Six-cylinder engines space their crankpin pairs at 120 degrees, which is why inline sixes are known for their natural smoothness. No two adjacent cylinders fire back to back, and the evenly spaced power pulses create near-perfect balance. A typical six-cylinder firing order is 1-5-3-6-2-4. The crankshaft’s physical shape, in other words, is the blueprint for the entire engine’s rhythm.
How Oil Flows Through the Crankshaft
The crankshaft isn’t just a solid chunk of steel. It has oil passages drilled through it, tiny channels running from the main journals out to the crankpins. Pressurized oil from the engine’s oil pump enters the crankshaft at the main bearings, travels through these internal passages, and exits at each crankpin to lubricate the connecting rod bearings.

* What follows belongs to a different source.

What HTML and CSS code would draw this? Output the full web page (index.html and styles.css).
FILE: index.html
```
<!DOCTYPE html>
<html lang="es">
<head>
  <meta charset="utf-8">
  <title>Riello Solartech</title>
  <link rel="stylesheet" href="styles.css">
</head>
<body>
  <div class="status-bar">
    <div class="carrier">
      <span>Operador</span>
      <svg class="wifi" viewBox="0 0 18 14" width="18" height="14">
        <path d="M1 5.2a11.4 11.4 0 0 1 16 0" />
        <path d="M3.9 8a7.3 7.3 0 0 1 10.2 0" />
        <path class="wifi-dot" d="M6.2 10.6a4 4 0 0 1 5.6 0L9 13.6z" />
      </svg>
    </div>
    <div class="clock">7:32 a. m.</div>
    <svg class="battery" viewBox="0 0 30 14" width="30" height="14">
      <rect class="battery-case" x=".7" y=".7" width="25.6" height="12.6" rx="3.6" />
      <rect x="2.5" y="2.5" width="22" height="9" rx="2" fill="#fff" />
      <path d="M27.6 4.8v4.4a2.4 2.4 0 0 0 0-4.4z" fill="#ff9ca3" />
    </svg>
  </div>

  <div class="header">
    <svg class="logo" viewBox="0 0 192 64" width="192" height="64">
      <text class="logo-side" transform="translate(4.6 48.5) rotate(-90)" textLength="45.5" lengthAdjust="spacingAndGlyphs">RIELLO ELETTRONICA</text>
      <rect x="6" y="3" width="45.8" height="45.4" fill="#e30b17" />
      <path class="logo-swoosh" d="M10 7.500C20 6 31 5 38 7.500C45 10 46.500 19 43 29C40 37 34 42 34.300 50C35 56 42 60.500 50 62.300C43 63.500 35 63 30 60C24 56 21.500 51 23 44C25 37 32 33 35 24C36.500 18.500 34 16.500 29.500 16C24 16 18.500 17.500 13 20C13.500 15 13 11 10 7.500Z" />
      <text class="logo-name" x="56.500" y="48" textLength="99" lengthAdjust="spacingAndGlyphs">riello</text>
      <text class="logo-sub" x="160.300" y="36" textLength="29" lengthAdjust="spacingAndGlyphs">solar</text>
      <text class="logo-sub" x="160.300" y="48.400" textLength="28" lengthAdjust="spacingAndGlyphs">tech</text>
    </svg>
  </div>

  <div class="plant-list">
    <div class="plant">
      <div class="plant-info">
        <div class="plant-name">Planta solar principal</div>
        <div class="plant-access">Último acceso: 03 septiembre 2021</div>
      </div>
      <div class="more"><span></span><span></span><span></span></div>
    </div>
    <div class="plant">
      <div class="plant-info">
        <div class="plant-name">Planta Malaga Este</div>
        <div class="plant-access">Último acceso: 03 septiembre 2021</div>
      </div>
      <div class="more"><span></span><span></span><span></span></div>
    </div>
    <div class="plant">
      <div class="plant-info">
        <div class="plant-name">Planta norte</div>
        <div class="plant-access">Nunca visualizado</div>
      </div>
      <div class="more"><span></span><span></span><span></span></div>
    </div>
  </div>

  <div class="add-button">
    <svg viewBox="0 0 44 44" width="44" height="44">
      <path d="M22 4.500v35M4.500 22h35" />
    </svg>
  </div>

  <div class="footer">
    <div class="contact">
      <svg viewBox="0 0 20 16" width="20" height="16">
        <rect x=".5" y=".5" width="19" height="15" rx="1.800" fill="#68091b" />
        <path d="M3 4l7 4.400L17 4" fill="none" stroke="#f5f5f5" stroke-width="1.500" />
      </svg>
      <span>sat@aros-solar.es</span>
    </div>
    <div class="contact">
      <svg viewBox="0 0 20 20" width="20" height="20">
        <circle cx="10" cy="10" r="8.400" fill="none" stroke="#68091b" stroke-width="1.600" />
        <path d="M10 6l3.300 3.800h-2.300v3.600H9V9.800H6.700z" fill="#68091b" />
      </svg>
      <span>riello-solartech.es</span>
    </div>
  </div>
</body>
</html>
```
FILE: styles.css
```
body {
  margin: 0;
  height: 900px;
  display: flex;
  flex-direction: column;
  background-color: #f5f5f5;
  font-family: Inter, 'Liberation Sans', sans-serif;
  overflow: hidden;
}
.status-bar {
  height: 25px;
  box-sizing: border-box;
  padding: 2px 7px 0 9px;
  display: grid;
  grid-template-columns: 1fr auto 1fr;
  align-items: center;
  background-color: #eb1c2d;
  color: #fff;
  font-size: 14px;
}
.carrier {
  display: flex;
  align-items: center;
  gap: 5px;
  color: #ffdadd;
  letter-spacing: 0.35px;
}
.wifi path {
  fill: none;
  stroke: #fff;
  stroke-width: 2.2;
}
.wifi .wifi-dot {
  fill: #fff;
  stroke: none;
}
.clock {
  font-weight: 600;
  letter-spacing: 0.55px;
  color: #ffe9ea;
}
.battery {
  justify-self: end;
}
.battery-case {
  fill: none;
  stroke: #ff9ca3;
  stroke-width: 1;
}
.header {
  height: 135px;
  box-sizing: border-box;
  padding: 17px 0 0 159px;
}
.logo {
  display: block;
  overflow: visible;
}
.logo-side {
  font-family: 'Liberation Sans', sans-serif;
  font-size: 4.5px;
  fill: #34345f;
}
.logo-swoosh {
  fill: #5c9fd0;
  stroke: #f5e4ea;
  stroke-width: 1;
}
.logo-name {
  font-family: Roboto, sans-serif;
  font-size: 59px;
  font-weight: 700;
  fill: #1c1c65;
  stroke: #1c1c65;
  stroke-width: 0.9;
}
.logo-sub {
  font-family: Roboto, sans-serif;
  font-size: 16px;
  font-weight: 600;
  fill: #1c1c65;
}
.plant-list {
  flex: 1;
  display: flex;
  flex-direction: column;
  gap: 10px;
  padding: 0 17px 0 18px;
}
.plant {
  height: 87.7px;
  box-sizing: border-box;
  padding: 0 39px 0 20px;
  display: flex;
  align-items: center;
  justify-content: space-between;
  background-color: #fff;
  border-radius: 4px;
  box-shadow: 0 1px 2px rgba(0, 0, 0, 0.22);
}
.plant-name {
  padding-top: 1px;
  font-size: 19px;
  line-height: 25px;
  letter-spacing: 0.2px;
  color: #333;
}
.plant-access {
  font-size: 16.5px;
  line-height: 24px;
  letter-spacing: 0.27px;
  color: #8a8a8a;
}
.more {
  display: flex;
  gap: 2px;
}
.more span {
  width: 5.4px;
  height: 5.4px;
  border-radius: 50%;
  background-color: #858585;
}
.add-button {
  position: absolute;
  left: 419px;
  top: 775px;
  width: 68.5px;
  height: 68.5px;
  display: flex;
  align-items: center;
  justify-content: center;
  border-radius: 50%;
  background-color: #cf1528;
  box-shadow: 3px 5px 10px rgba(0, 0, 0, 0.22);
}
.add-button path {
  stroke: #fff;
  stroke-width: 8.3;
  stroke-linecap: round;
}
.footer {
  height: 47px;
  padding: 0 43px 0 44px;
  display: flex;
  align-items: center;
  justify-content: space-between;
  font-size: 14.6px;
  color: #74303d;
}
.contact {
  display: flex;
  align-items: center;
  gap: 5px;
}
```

At high RPMs, centrifugal force becomes a major factor in how oil flows through these passages. The spinning motion tends to fling oil outward, so engineers carefully position the oil holes in each crankpin to manage flow under all conditions. The gap between the crankshaft journals and their bearings is incredibly tight, typically 0.0015 to 0.0020 inches for a two-inch journal. That thin film of oil is all that separates rapidly spinning steel from stationary metal. If oil pressure drops or the clearance widens from wear, metal-on-metal contact follows quickly.
Forged vs. Cast Crankshafts
Most factory crankshafts in everyday vehicles are cast. Molten metal is poured into a mold that closely resembles the finished shape, so minimal machining is needed afterward. Cast iron crankshafts reach a tensile strength of 70,000 to 80,000 psi. Adding extra carbon creates nodular iron, which bumps that figure to around 95,000 psi. Some aftermarket cast steel crankshafts push to 105,000 to 110,000 psi, making them suitable for engines producing up to roughly 450 to 500 horsepower.
Forged crankshafts start as a heated billet of steel compressed under enormous pressure in multi-ton presses. That compression aligns the metal’s internal grain structure, producing a more uniform and resilient part. Factory forgings use steel alloys with tensile strengths of 100,000 to 110,000 psi, similar numbers to cast steel on paper. The real difference is in elongation, the material’s ability to flex before it breaks. Forged steel has more than triple the elongation of cast steel, making it far less brittle under shock loads. High-performance and racing engines almost universally use forged crankshafts for this reason, with alloy steels containing nickel, chromium, and molybdenum for added toughness.
Signs of Crankshaft Problems
Crankshaft damage is uncommon in well-maintained engines, but it’s severe when it happens. The most telltale symptom is a deep knocking or clunking sound from the bottom of the engine. This occurs when the crankshaft journals wear down or the bearings deteriorate, allowing the connecting rods to develop play. The knock is usually loudest under load, like when accelerating uphill.
Other warning signs include a drop in oil pressure (or the oil warning light flickering on), metal shavings visible on the drain plug or in the oil filter, and unusual engine vibration that worsens with speed. A worn or damaged crankshaft can become unbalanced, producing a shake that feels different from a misfire. In the worst case, oil starvation or a collapsed bearing can seize the crankshaft entirely, locking the engine so it won’t turn over at all.
Regular oil changes are the single most important thing you can do to protect your crankshaft. Clean oil at the correct viscosity maintains that paper-thin lubricating film between the journals and bearings. Once that film breaks down, wear accelerates fast, clearances widen, oil pressure drops further, and the cycle compounds until something fails.